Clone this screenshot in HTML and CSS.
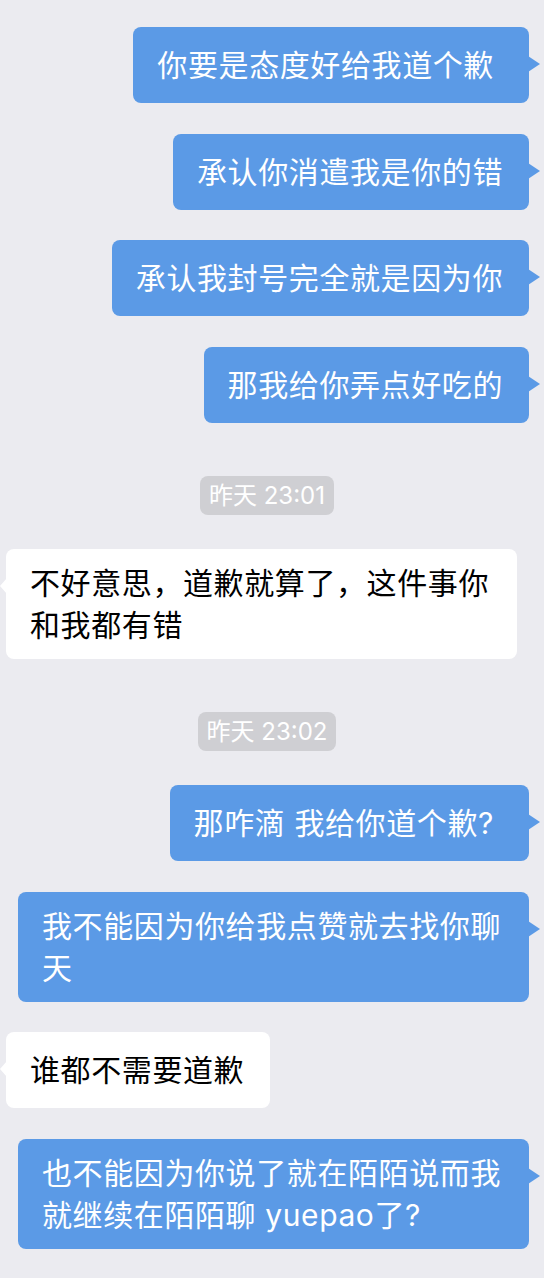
FILE: index.html
```html
<!DOCTYPE html>
<html lang="zh-CN">
<head>
<meta charset="utf-8">
<title>聊天</title>
<link rel="stylesheet" href="styles.css">
</head>
<body>
<main class="chat">
  <div class="row out first"><div class="bubble out"><span>你要是态度好给我道个歉&nbsp;</span></div></div>
  <div class="row out"><div class="bubble out"><span>承认你消遣我是你的错</span></div></div>
  <div class="row out"><div class="bubble out"><span>承认我封号完全就是因为你</span></div></div>
  <div class="row out"><div class="bubble out"><span>那我给你弄点好吃的</span></div></div>
  <div class="stamp-row"><span class="stamp">昨天 23:01</span></div>
  <div class="row in after-stamp"><div class="bubble in"><span>不好意思，道歉就算了，这件事你和我都有错</span></div></div>
  <div class="stamp-row"><span class="stamp">昨天 23:02</span></div>
  <div class="row out after-stamp"><div class="bubble out"><span>那咋滴 我给你道个歉?&nbsp;</span></div></div>
  <div class="row out"><div class="bubble out"><span>我不能因为你给我点赞就去找你聊天</span></div></div>
  <div class="row in"><div class="bubble in"><span>谁都不需要道歉</span></div></div>
  <div class="row out"><div class="bubble out"><span>也不能因为你说了就在陌陌说而我就继续在陌陌聊 yuepao了?</span></div></div>
</main>
</body>
</html>
```

FILE: styles.css
```css
html, body {
  margin: 0;
  padding: 0;
  background: #ebebf0;
}

body {
  width: 544px;
  height: 1278px;
  overflow: hidden;
  font-family: "Inter", "Noto Sans CJK SC", sans-serif;
}

.chat {
  display: flex;
  flex-direction: column;
  padding-top: 27px;
}

.row {
  display: flex;
  margin-top: 30.7px;
}

.row.first {
  margin-top: 0;
}

.row.after-stamp {
  margin-top: 34px;
}

.row.out {
  justify-content: flex-end;
  padding-right: 15px;
}

.row.in {
  justify-content: flex-start;
  padding-left: 6px;
}

.bubble {
  position: relative;
  box-sizing: border-box;
  max-width: 511px;
  min-height: 76px;
  padding: 13px 26px 13px 24px;
  border-radius: 8px;
  display: flex;
  align-items: center;
  font-size: 30px;
  letter-spacing: 0.6px;
  line-height: 42px;
}

.bubble.out {
  background: #5b9ae6;
  color: #ffffff;
}

.bubble.in {
  background: #ffffff;
  color: #000000;
}

.bubble::after {
  content: "";
  position: absolute;
  top: 29px;
  width: 0;
  height: 0;
  border-top: 8px solid transparent;
  border-bottom: 8px solid transparent;
}

.bubble.out::after {
  right: -11px;
  border-left: 12px solid #5b9ae6;
}

.bubble.in::after {
  left: -6px;
  border-right: 7px solid #ffffff;
}

.stamp-row {
  display: flex;
  justify-content: center;
  margin-top: 53px;
  padding-right: 10px;
}

.stamp {
  box-sizing: border-box;
  height: 39px;
  padding: 0 9px;
  border-radius: 8px;
  background: #cfcfd3;
  color: #ffffff;
  font-size: 24px;
  line-height: 39px;
}
```
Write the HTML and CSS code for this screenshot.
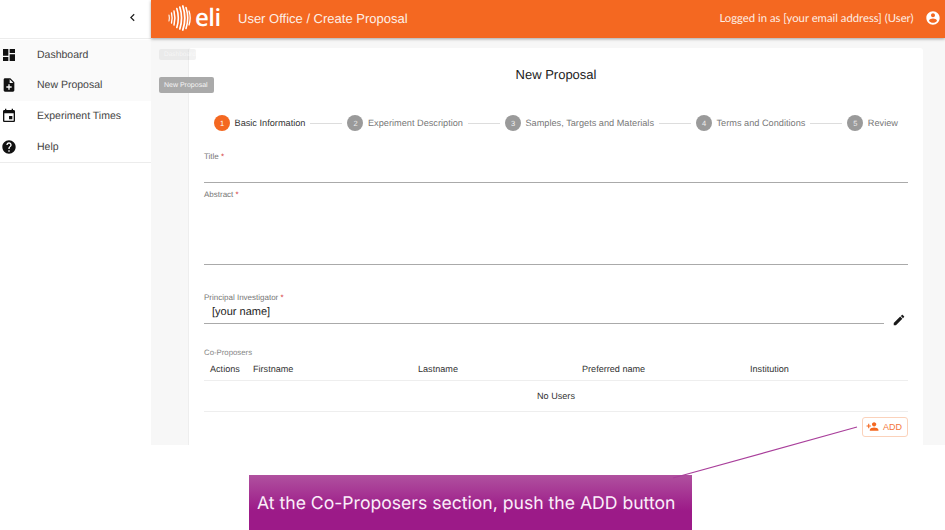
FILE: index.html
```html
<!DOCTYPE html>
<html lang="en">
<head>
<meta charset="utf-8">
<title>Create Proposal</title>
<link rel="stylesheet" href="styles.css">
</head>
<body>
<div class="app">
  <aside class="sidebar">
    <div class="side-top">
      <svg class="chevron" viewBox="0 0 24 24"><path d="M15.41 7.41L14 6l-6 6 6 6 1.41-1.41L10.83 12z"/></svg>
    </div>
    <nav class="nav">
      <a class="nav-item shaded"><svg viewBox="0 0 24 24"><path d="M3 13h8V3H3v10zm0 8h8v-6H3v6zm10 0h8V11h-8v10zm0-18v6h8V3h-8z"/></svg><span>Dashboard</span></a>
      <a class="nav-item shaded"><svg viewBox="0 0 24 24"><path d="M14 2H6c-1.1 0-1.99.9-1.99 2L4 20c0 1.1.89 2 1.99 2H18c1.1 0 2-.9 2-2V8l-6-6zm2 14h-3v3h-2v-3H8v-2h3v-3h2v3h3v2zm-3-7V3.5L18.5 9H13z"/></svg><span>New Proposal</span></a>
      <a class="nav-item"><svg viewBox="0 0 24 24"><path d="M17 12h-5v5h5v-5zM16 1v2H8V1H6v2H5c-1.11 0-1.99.9-1.99 2L3 19c0 1.1.89 2 2 2h14c1.1 0 2-.9 2-2V5c0-1.1-.9-2-2-2h-1V1h-2zm3 18H5V8h14v11z"/></svg><span>Experiment Times</span></a>
      <a class="nav-item"><svg viewBox="0 0 24 24"><path d="M12 2C6.48 2 2 6.48 2 12s4.48 10 10 10 10-4.48 10-10S17.52 2 12 2zm1 17h-2v-2h2v2zm2.07-7.75l-.9.92C13.45 12.9 13 13.5 13 15h-2v-.5c0-1.1.45-2.1 1.17-2.83l1.24-1.26c.37-.36.59-.86.59-1.41 0-1.1-.9-2-2-2s-2 .9-2 2H8c0-2.21 1.79-4 4-4s4 1.79 4 4c0 .88-.36 1.68-.93 2.25z"/></svg><span>Help</span></a>
    </nav>
  </aside>
  <div class="right">
    <header class="topbar">
      <div class="logo">
        <svg class="logo-mark" viewBox="0 0 24 28" fill="none" stroke="#fff" stroke-linecap="round">
          <path d="M1 11q.7 3 0 6" stroke-width="1.100"/>
          <path d="M3.500 9q1.200 5 0 10" stroke-width="1.300"/>
          <path d="M6 7q1.800 7 0 14" stroke-width="1.500"/>
          <path d="M8.800 4.500q3 9.500 0 19" stroke-width="1.600"/>
          <path d="M11.800 3q3.500 11 0 22" stroke-width="1.700"/>
          <path d="M14.800 2q4 12 0 24" stroke-width="1.800"/>
          <path d="M18 3.500q3.500 10.500 0 21" stroke-width="1.600"/>
          <path d="M21 7q2.400 7 0 14" stroke-width="1.300"/>
        </svg>
        <span class="logo-text">eli</span>
      </div>
      <div class="crumb">User Office / Create Proposal</div>
      <div class="user">Logged in as [your email address] (User)</div>
      <svg class="avatar" viewBox="0 0 24 24"><path d="M12 2C6.48 2 2 6.48 2 12s4.48 10 10 10 10-4.48 10-10S17.52 2 12 2zm0 3c1.66 0 3 1.34 3 3s-1.340 3-3 3-3-1.340-3-3 1.340-3 3-3zm0 14.200c-2.500 0-4.710-1.280-6-3.220.03-1.990 4-3.080 6-3.080 1.990 0 5.970 1.090 6 3.080-1.290 1.940-3.500 3.220-6 3.220z"/></svg>
    </header>
    <main class="main">
      <section class="card">
        <h1 class="card-title">New Proposal</h1>
        <ol class="stepper">
          <li class="step active"><b>1</b><span>Basic Information</span></li>
          <li class="step-line"></li>
          <li class="step"><b>2</b><span>Experiment Description</span></li>
          <li class="step-line"></li>
          <li class="step"><b>3</b><span>Samples, Targets and Materials</span></li>
          <li class="step-line"></li>
          <li class="step"><b>4</b><span>Terms and Conditions</span></li>
          <li class="step-line"></li>
          <li class="step"><b>5</b><span>Review</span></li>
        </ol>
        <div class="field field-title">
          <label>Title <i>*</i></label>
        </div>
        <div class="field field-abstract">
          <label>Abstract <i>*</i></label>
        </div>
        <div class="pi-row">
          <div class="field field-pi">
            <label>Principal Investigator <i>*</i></label>
            <div class="value">[your name]</div>
          </div>
          <svg class="edit" viewBox="0 0 24 24"><path d="M3 17.250V21h3.750L17.810 9.940l-3.750-3.750L3 17.250zM20.710 7.040c.39-.39.39-1.020 0-1.410l-2.340-2.340c-.39-.39-1.020-.39-1.410 0l-1.830 1.830 3.750 3.750 1.830-1.830z"/></svg>
        </div>
        <div class="co-label">Co-Proposers</div>
        <table class="users">
          <thead>
            <tr><th class="c-act">Actions</th><th class="c-first">Firstname</th><th class="c-last">Lastname</th><th class="c-pref">Preferred name</th><th>Institution</th></tr>
          </thead>
          <tbody>
            <tr><td colspan="5">No Users</td></tr>
          </tbody>
        </table>
        <div class="actions">
          <button class="add" type="button"><svg viewBox="0 0 24 24"><path d="M15 12c2.210 0 4-1.790 4-4s-1.790-4-4-4-4 1.790-4 4 1.790 4 4 4zm-9-2V7H4v3H1v2h3v3h2v-3h3v-2H6zm9 4c-2.670 0-8 1.340-8 4v2h16v-2c0-2.660-5.330-4-8-4z"/></svg>ADD</button>
        </div>
      </section>
    </main>
  </div>
</div>
<div class="ghost ghost-dash">Dashboard</div>
<div class="ghost ghost-new">New Proposal</div>
<div class="callout">At the Co-Proposers section, push the ADD button</div>
<svg class="pointer" viewBox="0 0 945 530"><line x1="857" y1="427" x2="673" y2="478"/></svg>
</body>
</html>
```
FILE: styles.css
```css
* { box-sizing: border-box; }
html, body { margin: 0; height: 100%; }
body {
  width: 945px;
  height: 530px;
  position: relative;
  overflow: hidden;
  background: #fff;
  font-family: "Liberation Sans", Arial, sans-serif;
  color: #333;
  text-rendering: geometricPrecision;
}
.app { display: flex; height: 445px; }

/* sidebar */
.sidebar { width: 151px; flex: none; background: #fff; }
.side-top {
  height: 39px;
  display: flex;
  align-items: center;
  justify-content: flex-end;
  padding: 0 11px 3px 0;
  border-bottom: 1px solid #ececec;
}
.chevron { width: 15px; height: 15px; fill: #222; }
.nav { display: flex; flex-direction: column; padding: .6px 0 .4px; border-bottom: 1px solid #ececec; }
.nav-item {
  height: 30.600px;
  display: flex;
  align-items: center;
  gap: 20px;
  padding-left: 1px;
  font-size: 10.500px;
  color: #444;
}
.nav-item svg { width: 16px; height: 16px; fill: #111; flex: none; }
.nav-item.shaded { background: #fafafa; }

/* header */
.right { flex: 1; display: flex; flex-direction: column; min-width: 0; }
.topbar {
  height: 38px;
  flex: none;
  display: flex;
  align-items: center;
  background: #f46821;
  color: #fff;
  padding: 0 4px 2px 17px;
  box-shadow: 0 1px 3px rgba(0,0,0,.35);
  position: relative;
}
.logo { display: flex; align-items: center; gap: 3px; width: 70px; flex: none; }
.logo-mark { width: 24px; height: 28px; flex: none; }
.logo-text { font-family: "Open Sans", sans-serif; font-weight: 600; font-size: 24px; line-height: 28px; letter-spacing: -.5px; }
.crumb { font-size: 13px; flex: 1; color: #fdf0e8; }
.user { font-family: Lato, sans-serif; font-size: 11.300px; margin-right: 11.500px; color: #fdeee5; }
.avatar { width: 16px; height: 16px; fill: #fff; flex: none; }

/* main */
.main { flex: 1; background: #f7f7f7; padding: 10px 22px 0 37px; min-height: 0; overflow: hidden; }
.card {
  background: #fff;
  height: 100%;
  padding: 0 15px 0 15px;
  border-radius: 3px 3px 0 0;
  border-left: 1px solid #eee;
  display: flex;
  flex-direction: column;
}
.card-title { margin: 19px 0 0; height: 16px; line-height: 16px; font-size: 13px; font-weight: 400; text-align: center; color: #222; }

/* stepper */
.stepper { list-style: none; margin: 32px 0 0; padding: 0 10px; display: flex; align-items: center; height: 16px; flex: none; }
.step { display: flex; align-items: center; gap: 4.500px; font-size: 9.200px; color: #777; white-space: nowrap; }
.step b {
  width: 16px; height: 16px; border-radius: 50%;
  background: #9a9a9a; color: #eee;
  font-weight: 400; font-size: 7.500px;
  display: flex; align-items: center; justify-content: center;
}
.step.active b { background: #f46821; color: #fff; }
.step.active { color: #333; }
.step-line { flex: 1; height: 1px; background: #ddd; margin: 0 5px; }

/* fields */
.field label { display: block; font-size: 8px; line-height: 10px; color: #777; }
.field label i { font-style: normal; color: #d32f2f; }
.field { border-bottom: 1px solid #aaa; flex: none; }
.field-title { margin-top: 21px; height: 31px; }
.field-abstract { margin-top: 7px; height: 75px; }
.pi-row { display: flex; align-items: flex-end; margin-top: 28px; height: 31px; flex: none; }
.field-pi { flex: 1; height: 31px; }
.value { padding-left: 8px; font-size: 11px; line-height: 13px; margin-top: 3px; color: #222; }
.edit { width: 14px; height: 14px; fill: #1a1a1a; flex: none; margin: 0 2px 0 8px; position: relative; top: 3px; }
.co-label { margin-top: 24px; font-size: 7.800px; line-height: 10px; color: #888; flex: none; }

/* table */
.users { width: 100%; border-collapse: collapse; table-layout: fixed; font-size: 9.100px; color: #333; margin-top: 1px; flex: none; }
.users th { height: 21px; font-weight: 400; text-align: left; padding: 0; border-bottom: 1px solid #eee; }
.users td { height: 31px; text-align: center; padding: 0; border-bottom: 1px solid #eee; }
.c-act { width: 49px; padding-left: 6px !important; }
.c-first { width: 165px; }
.c-last { width: 164px; }
.c-pref { width: 168px; }
.actions { display: flex; justify-content: flex-end; margin-top: 5px; flex: none; }
.add {
  width: 46px; height: 20px;
  display: flex; align-items: center; justify-content: center; gap: 4px;
  padding: 0 2px 0 0;
  background: #fff;
  border: 1px solid #fbd2bb;
  border-radius: 3px;
  color: #f4763a;
  font: 400 9px "Liberation Sans", Arial, sans-serif;
}
.add svg { width: 13px; height: 13px; fill: #f46821; }

/* overlays */
.ghost {
  position: absolute;
  left: 159px;
  border-radius: 2px;
  font-size: 7px;
  color: #fff;
  display: flex; align-items: center;
  white-space: nowrap;
}
.ghost-dash { top: 49px; height: 11px; width: 37px; padding-left: 5px; font-size: 6.500px; background: rgba(0,0,0,.05); color: rgba(255,255,255,.6); }
.ghost-new { top: 77px; height: 16px; width: 55px; padding-left: 5px; background: #aaa; color: #f4f4f4; }
.callout {
  position: absolute;
  left: 249px; top: 475px;
  width: 443px; height: 55px;
  padding: 1px 0 0 8px;
  display: flex; align-items: center;
  background: linear-gradient(#b0519f, #9c1a88 65%);
  color: #fbeefa;
  font-family: Inter, sans-serif;
  font-size: 17.600px;
  white-space: nowrap;
}
.pointer { position: absolute; left: 0; top: 0; width: 945px; height: 530px; pointer-events: none; }
.pointer line { stroke: #a93f9b; stroke-width: 1.200; }
```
◇ ◇ ◇ ◇ ◇
Reply with nothing but a number: how many lines of the entries above contain the string "this"?

2